If there is one thing that our cultural leaders are not very earnest about anymore, it is marriage.
There is much ado made about dating and the wedding ceremony itself, but how to succeed in marriage itself is given little attention. Statistics indicate that approximately half of marriages end in divorce. This is more than scandalous, it is destructive to the nation and dreadfully harmful to children, to say nothing about how God vies such things!
It is probable that the failure lies in the ignorance of many regarding the essence of love, real love. Tragically, the word is applied to everything from the food we eat, and the cars we drive, to every form of perversion imaginable!
We would do well as a society to inform ourselves regarding genuine love, and to seek to reestablish it as normative in our culture and language. It is especially incumbent on those who know Jesus Christ as Lord and Savior to love as God loves and to manifest that love to the rest of the world.
Therefore, I would like to present some thoughts regarding love for Valentines Day which are relevant all year long.
First, I would like you to set aside everything you have been taught by culture and corporate America regarding “love.” It is most likely untrue and hurtful.
Rather, I would like to present to you what love is as defined by the Author of love, God, who is not only loving, but is the embodiment of love. Scriptures note,
“He who does not love does not know God for God is love,” (I John 4:8 NKJV).
The Greek word most often used for love in the New Testament is the word, “agape,” which refers in simplest terms to caring for another to the point of sacrificing oneself for them. This is the precise opposite of what culture presents as love, which is actually narcissism.
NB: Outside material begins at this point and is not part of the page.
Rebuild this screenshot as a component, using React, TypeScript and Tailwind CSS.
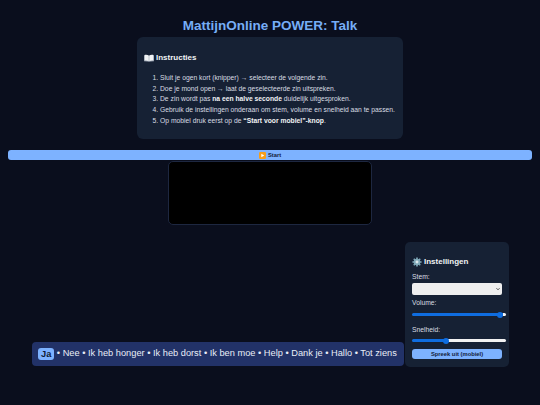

Genuine love is pictured in the Bible as Jesus Christ laying down His life on the cross in order to give us life.
It is seen in a mother paying whatever price is necessary to protect and provide for her children. It is represented in the young man going to war, willing to die for his family and country to provide them freedom from tyranny. In none of these is there a “looking out for number one” mentality. Christ stated,
“greater love has no man than this, than to lay down one’s life for his friends,” (John 15:13 NKJV).
Such love is a matter of one’s will and not a feeling. It is a choice that one makes and determines to carry out without regard to the cost. It is this love that is sorely missing in many marriages in America, and which must be restored.
Too many Americans enter marriage lightly without understanding at all what love is, and thus find the pressures that come with uniting two different people in such a union overwhelming. Adding to the problem are the many people in powerful and influential places who benefit from the confusion and chaos that follows the weakening and dissolution of the family.
Love is not easy.
It contradicts our basic instinct of selfishness. It costs, sometimes more than we think we can give. But love is also the only pathway to where we, in our hearts, really want to go.
Unfortunately, we have been led to believe otherwise.
On every hand we hear the barkers selling their wares of “happiness” and “fulfillment.” They tell us if we buy what they are selling, focusing attention on ourselves, we will experience the best life, a life of satisfaction and happiness. Yet few people examine the track record of these hucksters to discover the trail of broken hearts and tragedy they leave behind.
Someone has well said, “anyone wrapped up in themselves makes a very small package.” Such narcissism was accurately named for the young man in the ancient Greek myth who, falling in love with his own image in the water, simply withered away.
Jesus Christ is the greatest illustration of love, as we read in John 3:16,
“For God so loved the world that He gave His only begotten Son, that whoever believes in Him should not perish but have everlasting life,” (NKJV).
What Christ sacrificed in coming to earth, taking on the sins of mankind, and dying on the cross is beyond our ability to comprehend. It was a gift of infinite cost, but it was love, and it demands nothing in return. If we do not accept His love, He allows us to go on to our own destinies.
Such is the love that will create successful marriages. Two people entering into a union in which they give themselves to the other and make no demands in return. The benefits of such love are not immediately apparent, but when a couple determines to stick it out, they find it to be well blessed:
- They discover the joy inherent in giving.
- They discover someone who values them enough to stick with them in spite of their weaknesses and failures (we all have them!).
- They grow in their own ability to forgive and bear with another person’s foibles and humanity.
- They learn the importance of delayed gratification, by which one enjoys the much greater joys in life which only come with time, maturity, and patience.
- They find that selfishness is an empty pursuit which brings far more pain than pleasure.
- And they also (hopefully) learn that God blesses the keeping of marriage vows, and that sacrificing one’s own comfort and pleasures for one’s spouse and children pays a dividend that only gets richer and richer with time; to say nothing of the fact that stable, long-term marriages also provide a superior culture in which children thrive the best!
With each passing year Valentine’s Day has become more and more insipid and pointless as our culture has wandered from the principles of genuine love and permanent marriage.
This year, I challenge the reader to determine to choose to love as God loves and to reinforce the biblical culture of marriage and family that when put into practice is an exquisite portrait of God’s sacrificial love and goodness.